After more than 18 months in development, the mount had to provide exceptional isolation, securely mate to the microphone, and complement the simple metallic styling of the KSM353 ribbon microphone. The KSM353’s 1.5-pound weight and lack of a secure attachment point posed distinct challenges to achieving these goals.
“Shock mounting a heavy microphone is a delicate balancing act,” said Chad Wiggins, Director of Wired Microphones at Shure. “If the support straps are too compliant, the mount is floppy and bottoms out. If they’re too tight, the mount won’t isolate well. And, for a ribbon microphone, you want the movement of the mount to be perpendicular to the movement of the ribbon, which complicates the design.”
The first step was to redesign the bottom connector of the microphone to accept the successful ShureLock® thread design, a standard feature on the mounts for Shure KSM-series microphones – the mount threads onto the bottom of the microphone, holding it securely regardless of orientation or stand movement.

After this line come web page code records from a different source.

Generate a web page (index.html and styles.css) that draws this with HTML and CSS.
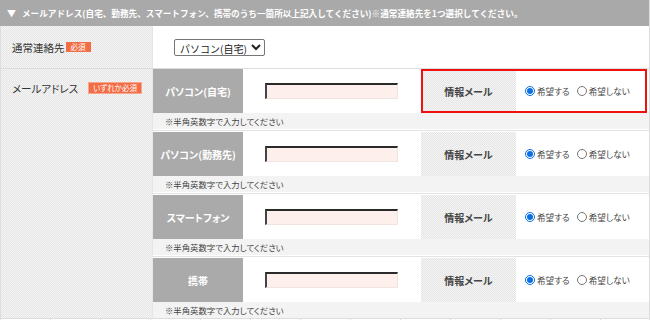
FILE: index.html
```html
<!DOCTYPE html>
<html lang="ja">
<head>
<meta charset="utf-8">
<link rel="stylesheet" href="styles.css">
</head>
<body>
<div class="form">
  <div class="header"><span class="tri">▼</span>メールアドレス(自宅、勤務先、スマートフォン、携帯のうち一箇所以上記入してください)※通常連絡先を1つ選択してください。</div>
  <div class="section row-contact">
    <div class="head head-center">通常連絡先<span class="badge">必須</span></div>
    <div class="body body-contact">
      <select class="sel"><option>パソコン(自宅)</option><option>パソコン(勤務先)</option><option>スマートフォン</option><option>携帯</option></select>
    </div>
  </div>
  <div class="section row-mail">
    <div class="head head-top">メールアドレス<span class="badge badge-wide">いずれか必須</span></div>
    <div class="body">
      <div class="block">
        <div class="main">
          <div class="type">パソコン(自宅)</div>
          <div class="input-cell"><input class="addr" type="text"></div>
          <div class="info highlight">
            <div class="info-label">情報メール</div>
            <div class="radios"><label class="opt"><input type="radio" name="m1" checked>希望する</label><label class="opt"><input type="radio" name="m1">希望しない</label></div>
          </div>
        </div>
        <div class="note">※半角英数字で入力してください</div>
      </div>
      <div class="block">
        <div class="main">
          <div class="type">パソコン(勤務先)</div>
          <div class="input-cell"><input class="addr" type="text"></div>
          <div class="info">
            <div class="info-label">情報メール</div>
            <div class="radios"><label class="opt"><input type="radio" name="m2" checked>希望する</label><label class="opt"><input type="radio" name="m2">希望しない</label></div>
          </div>
        </div>
        <div class="note">※半角英数字で入力してください</div>
      </div>
      <div class="block">
        <div class="main">
          <div class="type">スマートフォン</div>
          <div class="input-cell"><input class="addr" type="text"></div>
          <div class="info">
            <div class="info-label">情報メール</div>
            <div class="radios"><label class="opt"><input type="radio" name="m3" checked>希望する</label><label class="opt"><input type="radio" name="m3">希望しない</label></div>
          </div>
        </div>
        <div class="note">※半角英数字で入力してください</div>
      </div>
      <div class="block last">
        <div class="main">
          <div class="type">携帯</div>
          <div class="input-cell"><input class="addr" type="text"></div>
          <div class="info">
            <div class="info-label">情報メール</div>
            <div class="radios"><label class="opt"><input type="radio" name="m4" checked>希望する</label><label class="opt"><input type="radio" name="m4">希望しない</label></div>
          </div>
        </div>
        <div class="note">※半角英数字で入力してください</div>
      </div>
    </div>
  </div>
  <div class="strip">
    <span></span><span></span><span></span><span></span><span></span><span></span><span></span><span></span><span></span><span></span><span></span><span></span><span></span>
  </div>
</div>
</body>
</html>
```
FILE: styles.css
```css
html, body {
  margin: 0;
  padding: 0;
  background: #fff;
}
body {
  font-family: "Noto Sans CJK JP", "Noto Sans", sans-serif;
  color: #333;
  width: 650px;
  height: 320px;
  overflow: hidden;
}
.form {
  width: 650px;
  box-sizing: border-box;
  border-right: 1px solid #ddd;
}
.header {
  height: 26px;
  background: #a9a9a9;
  color: #fff;
  font-size: 8.62px;
  font-weight: 700;
  line-height: 26px;
  padding-left: 7px;
  white-space: nowrap;
  overflow: hidden;
}
.tri {
  display: inline-block;
  font-size: 9px;
  margin-right: 6px;
}
.section {
  display: flex;
  border-bottom: 1px solid #ddd;
  border-left: 1px solid #ddd;
}
.row-contact {
  height: 42px;
}
.head {
  width: 152px;
  flex: none;
  box-sizing: border-box;
  padding-left: 11px;
  font-size: 10.5px;
  color: #333;
  font-feature-settings: "palt";
  background-color: #f2f2f2;
  background-image: repeating-conic-gradient(#e4e4e4 0 25%, #f6f6f6 0 50%);
  background-size: 2px 2px;
  display: flex;
  border-right: 1px solid #e6e6e6;
}
.head-center {
  align-items: center;
}
.head-top {
  align-items: flex-start;
  padding-top: 12px;
}
.badge {
  display: inline-block;
  background: #f26c45;
  color: #fff;
  font-size: 7.5px;
  line-height: 10px;
  height: 10px;
  padding: 0 5px;
  margin-left: 1px;
  font-weight: 400;
}
.badge-wide {
  margin-left: 11px;
  padding: 0 4px;
  outline: 1px solid #f7a78e;
}
.head-top .badge-wide {
  margin-top: 2px;
}
.body {
  flex: 1;
  display: flex;
  flex-direction: column;
}
.body-contact {
  flex-direction: row;
  align-items: center;
  padding-left: 21px;
}
.sel {
  width: 91px;
  height: 17px;
  font-family: "Noto Sans CJK JP", sans-serif;
  font-size: 10px;
  padding: 0 1px;
  border: 1px solid #767676;
  border-radius: 2px;
  background: #fff;
  color: #222;
}
.block {
  padding-bottom: 1px;
  border-bottom: 1px solid #e3e3e3;
  margin-bottom: 1px;
}
.block.last {
  padding-bottom: 0;
  border-bottom: none;
  margin-bottom: 0;
}
.main {
  display: flex;
  height: 44px;
}
.type {
  width: 90px;
  flex: none;
  background: #aaaaaa;
  color: #fff;
  font-size: 10px;
  font-weight: 700;
  display: flex;
  align-items: center;
  justify-content: center;
  font-feature-settings: "palt";
}
.input-cell {
  width: 178px;
  flex: none;
  display: flex;
  align-items: center;
  padding-left: 22px;
  box-sizing: border-box;
}
.addr {
  width: 133px;
  height: 16px;
  box-sizing: border-box;
  margin: 0;
  padding: 0 2px;
  background: #fdf0ec;
  border-top: 2px solid #2a2a2a;
  border-left: 2px solid #444;
  border-right: 1px solid #f0e4e0;
  border-bottom: 1px solid #f0e4e0;
  outline: none;
}
.info {
  width: 226px;
  flex: none;
  display: flex;
}
.info.highlight {
  outline: 2px solid #ee1111;
  outline-offset: -2px;
}
.info-label {
  width: 95px;
  flex: none;
  display: flex;
  align-items: center;
  justify-content: center;
  font-size: 10px;
  font-weight: 700;
  color: #444;
  font-feature-settings: "palt";
  background-color: #f2f2f2;
  background-image: repeating-conic-gradient(#e4e4e4 0 25%, #f6f6f6 0 50%);
  background-size: 2px 2px;
}
.radios {
  flex: 1;
  display: flex;
  align-items: center;
  padding-left: 9px;
  gap: 7px;
  font-size: 8.6px;
  color: #444;
  font-feature-settings: "palt";
}
.opt {
  display: flex;
  align-items: center;
  white-space: nowrap;
}
.opt input {
  width: 10px;
  height: 10px;
  margin: 0 2px 0 0;
  accent-color: #0a6fe0;
}
.note {
  height: 16px;
  background: #f3f3f3;
  font-size: 8.4px;
  color: #444;
  line-height: 16px;
  padding-left: 12px;
  font-feature-settings: "palt";
}
.strip {
  display: flex;
  height: 3px;
}
.strip span {
  width: 50px;
  flex: none;
  border-left: 1px solid #ddd;
  box-sizing: border-box;
}
```
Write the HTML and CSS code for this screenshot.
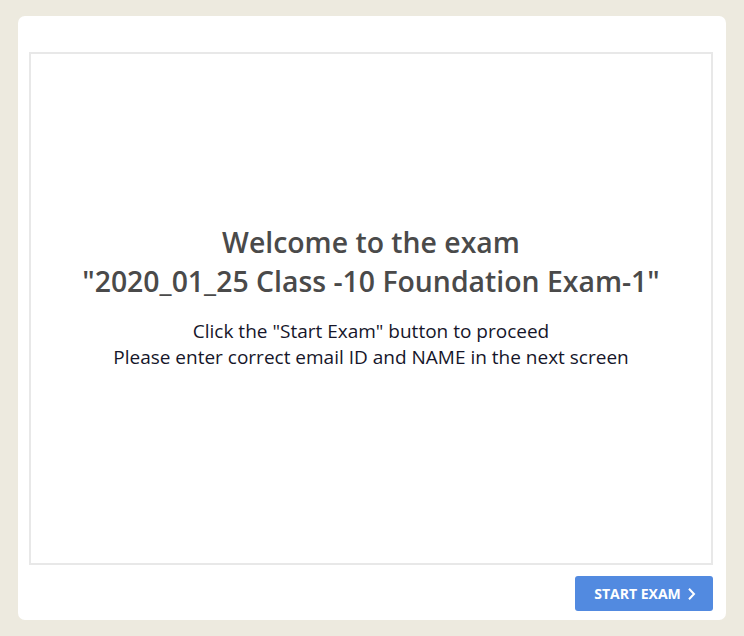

A special challenge was the choice of material that would actually provide the isolation. for accomplishing all that they used wire rope.
“Our director of mechanical engineering had previous experience shock mounting delicate military equipment using wire rope, but we had no idea if it would work well with a microphone,” said Wiggins.
Prototype mounts using samples of wire rope from a variety of suppliers were tested extensively, until one with the right flex characteristics, finish, and durability was found. The new A300SM mount meets all of Shure’s quality standards, including surviving multiple drops and maintaining finish quality after exposure to humidity and corrosive environments.
So far, the finished product has won praise from recording engineers, many of whom have had prized microphones damaged when they slipped out of unsecured mounting hardware.